Mantilla scored, but Aaron, rounding second, saw the ball disappear over the wall and was so stunned that he forgot to continue his circuit of the basepaths. He headed directly for the dugout, and Adcock, making a grand home run trot, was ruled out when he passed the spot where Aaron had made his departure. Instead of a 3-0 victory, the Braves wound up 1-0 winners -- and Adcock had a double instead of a home run.

A strange footnote to the game was the pitching of Lew Burdette, who yielded twelve hits but no runs in thirteen innings to win. Haddix gave up one and lost.

Baserunners must stay alert at all times. On August 15, 1926, Babe Herman tripled into a double-play when he didn't.

In the seventh inning, with one out and the bases loaded, Herman slammed a pitch toward the right field fence. The ball might have been caught -- and the runners had to wait and see if it would be -- but Herman put his head down and ran.

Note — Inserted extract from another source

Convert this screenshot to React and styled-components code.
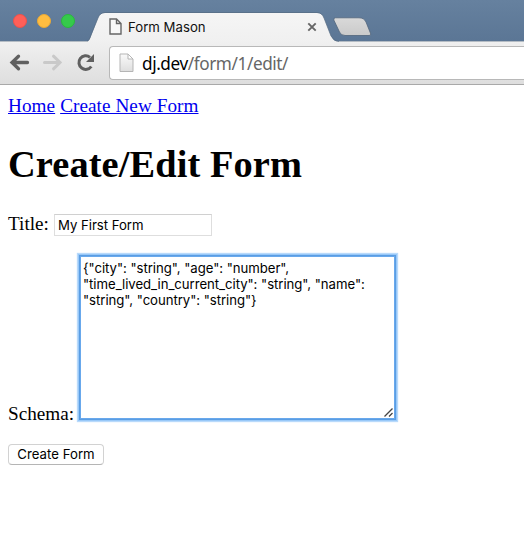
import React from "react";
import styled, { createGlobalStyle } from "styled-components";

const GlobalStyle = createGlobalStyle`
  *, *::before, *::after { box-sizing: border-box; }
  html, body { margin: 0; padding: 0; background: #fff; overflow: hidden; }
`;

const Window = styled.div`
  width: 524px;
  height: 544px;
  overflow: hidden;
  background: #fff;
`;

const TabStrip = styled.header`
  display: flex;
  height: 42px;
  background: linear-gradient(#66819f, #5b7695);
  border-bottom: 1px solid #b4bcc4;
`;

const TrafficLights = styled.div`
  display: flex;
  gap: 10px;
  padding: 14px 0 0 13px;
  width: 87px;
`;

const Light = styled.span`
  width: 14px;
  height: 14px;
  border-radius: 50%;
  background: ${(p) => p.$color};
  border: 1px solid ${(p) => p.$edge};
`;

const Tab = styled.div`
  position: relative;
  display: flex;
  width: 252px;
  height: 42px;
  padding: 0 22px 0 22px;
  flex: none;
`;

const TabShape = styled.svg`
  position: absolute;
  left: 0;
  top: 0;
`;

const TabIcon = styled.svg`
  position: relative;
  flex: none;
  margin-top: 18px;
`;

const TabTitle = styled.span`
  position: relative;
  flex: 1;
  margin: 19px 0 0 6px;
  font: 13.2px/17px Inter, "Liberation Sans", sans-serif;
  color: #111;
  white-space: nowrap;
`;

const CloseIcon = styled.svg`
  position: relative;
  margin-top: 22px;
`;

const NewTab = styled.svg`
  flex: none;
  margin: 17px 0 0 -6px;
`;

const Toolbar = styled.nav`
  display: flex;
  height: 43px;
  background: linear-gradient(#f0f0f0, #dedede);
  border-bottom: 1px solid #a9a9a9;
`;

const NavIcons = styled.div`
  display: flex;
  width: 109px;
  padding: 10px 0 0 9px;
  gap: 12px;
`;

const AddressBar = styled.div`
  display: flex;
  flex: 1;
  height: 34px;
  margin-top: 4px;
  padding-left: 9px;
  background: #fff;
  border: 1px solid #b8b8b8;
  border-right: 0;
  border-radius: 4px 0 0 4px;
`;

const PageIcon = styled.svg`
  flex: none;
  margin-top: 6px;
`;

const Url = styled.span`
  margin: 5px 0 0 8px;
  font: 17.2px/24px "Noto Sans", "Open Sans", sans-serif;
  letter-spacing: -0.42px;
  color: #666;
  white-space: nowrap;
`;

const Host = styled.span`
  color: #000;
`;

const Page = styled.main`
  padding: 10px 8px 0;
  font: 19.2px/22px "Liberation Serif", "Times New Roman", serif;
  color: #000;
`;

const Links = styled.div`
  display: flex;
  gap: 5px;
  height: 22px;
`;

const PageLink = styled.a`
  color: #0000ee;
  text-decoration: underline;
  letter-spacing: 0.06px;
`;

const Heading = styled.h1`
  margin: 25px 0 0;
  height: 44px;
  font-size: 38.4px;
  line-height: 44px;
  font-weight: bold;
  letter-spacing: 0.1px;
  white-space: nowrap;
`;

const Field = styled.div`
  display: flex;
  align-items: flex-end;
  margin-top: ${(p) => p.$gap};
`;

const Label = styled.label`
  width: ${(p) => p.$width};
  flex: none;
  margin-bottom: ${(p) => p.$drop};
`;

const TextInput = styled.input`
  width: 158px;
  height: 22px;
  padding: 1px 3px;
  border: 1px solid #dedede;
  border-top-color: #d0d0d0;
  border-radius: 0;
  outline: 0;
  background: #fff;
  color: #000;
  font: 13.2px/16px Inter, "Liberation Sans", sans-serif;
  letter-spacing: -0.04px;
`;

const AreaWrap = styled.div`
  position: relative;
  display: flex;
`;

const TextArea = styled.textarea`
  width: 315px;
  height: 163px;
  padding: 3px 2px 3px;
  border: 1px solid #68a8ec;
  box-shadow: 0 0 0 1px #5a9de3, 0 0 0 2px #98c8f8, 0 0 1px 3px #b9dafb;
  border-radius: 0;
  outline: 0;
  resize: none;
  overflow: hidden;
  color: #000;
  background: #fff;
  font: 13.2px/16px Inter, "Liberation Sans", sans-serif;
  letter-spacing: -0.05px;
  white-space: pre;
`;

const Grip = styled.svg`
  position: absolute;
  right: 2px;
  bottom: 2px;
`;

const SubmitButton = styled.button`
  display: block;
  width: 96px;
  height: 21px;
  margin-top: 25px;
  padding: 0;
  border: 1px solid #d2d2d2;
  border-bottom-color: #b5b5b5;
  border-radius: 4px;
  background: #fff;
  color: #000;
  font: 13.2px/19px Inter, "Liberation Sans", sans-serif;
  letter-spacing: 0.02px;
  white-space: nowrap;
`;

const schema =
  '{"city": "string", "age": "number",\n"time_lived_in_current_city": "string", "name":\n"string", "country": "string"}';

export default function App() {
  return (
    <Window>
      <GlobalStyle />
      <TabStrip>
        <TrafficLights>
          <Light $color="#ff5f58" $edge="#ed514b" />
          <Light $color="#ffbd40" $edge="#e9a936" />
          <Light $color="#35ca4b" $edge="#2bb83e" />
        </TrafficLights>
        <Tab>
          <TabShape width="252" height="42" viewBox="0 0 252 42">
            <defs>
              <linearGradient id="tabFill" x1="0" y1="0" x2="0" y2="1">
                <stop offset="0" stopColor="#f5f5f5" />
                <stop offset="1" stopColor="#f0f0f0" />
              </linearGradient>
            </defs>
            <path d="M0 42C2 41 3 39 4 36L11 18Q13 13 18 13H230Q235 13 237 18L244 36Q247 42 252 42Z" fill="url(#tabFill)" />
            <path d="M-1 41.5C2 41 3 38 4 35L11 18Q13 12.5 18 12.5H230Q235 12.5 237 18L244 36Q247 41.5 252 41.5" fill="none" stroke="#566b82" strokeWidth=".7" />
          </TabShape>
          <TabIcon width="13" height="17" viewBox="0 0 13 17">
            <path d="M1 1H7.5L12 5.5V16H1ZM7.5 1V5.5H12" fill="#f8f8f8" stroke="#666" strokeWidth="1.4" />
          </TabIcon>
          <TabTitle>Form Mason</TabTitle>
          <CloseIcon width="10" height="10" viewBox="0 0 10 10">
            <path d="M1.3 1.3L8.7 8.7M8.7 1.3L1.3 8.7" stroke="#666" strokeWidth="1.9" />
          </CloseIcon>
        </Tab>
        <NewTab width="39" height="20" viewBox="0 0 39 20">
          <defs>
            <linearGradient id="newTabFill" x1="0" y1="0" x2="0" y2="1">
              <stop offset="0" stopColor="#d9d9d9" />
              <stop offset="1" stopColor="#cacaca" />
            </linearGradient>
          </defs>
          <path d="M2.500 .8H26Q31 .8 33 5L37.800 17Q38 18.500 36 18.500H12Q8 18.500 6.500 15L.8 3Q.5 .8 2.500 .8Z" fill="url(#newTabFill)" stroke="#50657b" strokeWidth=".8" />
        </NewTab>
      </TabStrip>
      <Toolbar>
        <NavIcons>
          <svg width="21" height="22" viewBox="0 0 21 22">
            <path d="M18.500 10.500H4M9.500 4.200L3 10.500L9.500 16.800" fill="none" stroke="#606060" strokeWidth="3.300" strokeLinecap="round" />
          </svg>
          <svg width="21" height="22" viewBox="0 0 21 22">
            <path d="M2.500 10.500H17M11.500 4.200L18 10.500L11.500 16.800" fill="none" stroke="#c9c9c9" strokeWidth="3" strokeLinecap="round" />
          </svg>
          <svg width="22" height="22" viewBox="0 0 22 22">
            <path d="M16.300 14.500A6.800 6.800 0 1 1 15 5.300" fill="none" stroke="#606060" strokeWidth="3" />
            <path d="M19 2V10H11Z" fill="#606060" />
          </svg>
        </NavIcons>
        <AddressBar>
          <PageIcon width="15" height="20" viewBox="0 0 15 20">
            <defs>
              <linearGradient id="pageFill" x1="0" y1="0" x2="0" y2="1">
                <stop offset="0" stopColor="#fafafa" />
                <stop offset="1" stopColor="#dedede" />
              </linearGradient>
            </defs>
            <path d="M1 1H9L14 6V18.500H1ZM9 1V6H14" fill="url(#pageFill)" stroke="#b5b5b5" />
          </PageIcon>
          <Url>
            <Host>dj.dev</Host>/form/1/edit/
          </Url>
        </AddressBar>
      </Toolbar>
      <Page>
        <Links>
          <PageLink href="#home">Home</PageLink>
          <PageLink href="#new">Create New Form</PageLink>
        </Links>
        <Heading>Create/Edit Form</Heading>
        <Field $gap="27px">
          <Label $width="46px" $drop="1px">Title:</Label>
          <TextInput defaultValue="My First Form" />
        </Field>
        <Field $gap="20px">
          <Label $width="72px" $drop="-6px">Schema:</Label>
          <AreaWrap>
            <TextArea defaultValue={schema} />
            <Grip width="9" height="9" viewBox="0 0 9 9">
              <path d="M.5 8.500L8.500 .5M5 8.500L8.500 5" stroke="#444" strokeWidth="1.3" />
            </Grip>
          </AreaWrap>
        </Field>
        <SubmitButton>Create Form</SubmitButton>
      </Page>
    </Window>
  );
}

The Dodger runner scored from third, but pitcher Dazzy Vance, running from second, mysteriously slowed down as he rounded third on his way home. Chick Fewster, running from first, had caught up to Vance but knew he couldn't pass him on the basepaths.

Herman, closing in on Fewster and Vance, looked like he would pass both runners. Coach Mickey O'Neil yelled "Back! Back!" to Herman, but Vance -- not used to running the bases -- answered the cry. He turned back toward third and slid in from the home-plate side. Herman slid in from the second base side. Fewster stood stock still on the base and watched.

Third baseman Eddie Taylor grabbed the ball and tagged all three runners. The umpire ruled Vance entitled to the bag but called Fewster and Herman out, ending the inning.

Brooklyn manager Wilbert Robinson was beside himself. But it wasn't as bad as the time Herman stole second while runners were at second and third.

Gary Geiger of the Red Sox suffered an embarassing moment in 1961 when he hit a run-scoring triple in the bottom of the eleventh inning against the California Angels. Thinking his hit had won the game, Geiger headed for the clubhouse. An Angel infielder tagged him for the first out of the inning. Geiger's hit had actually tied the game and he would have been on third with nobody out.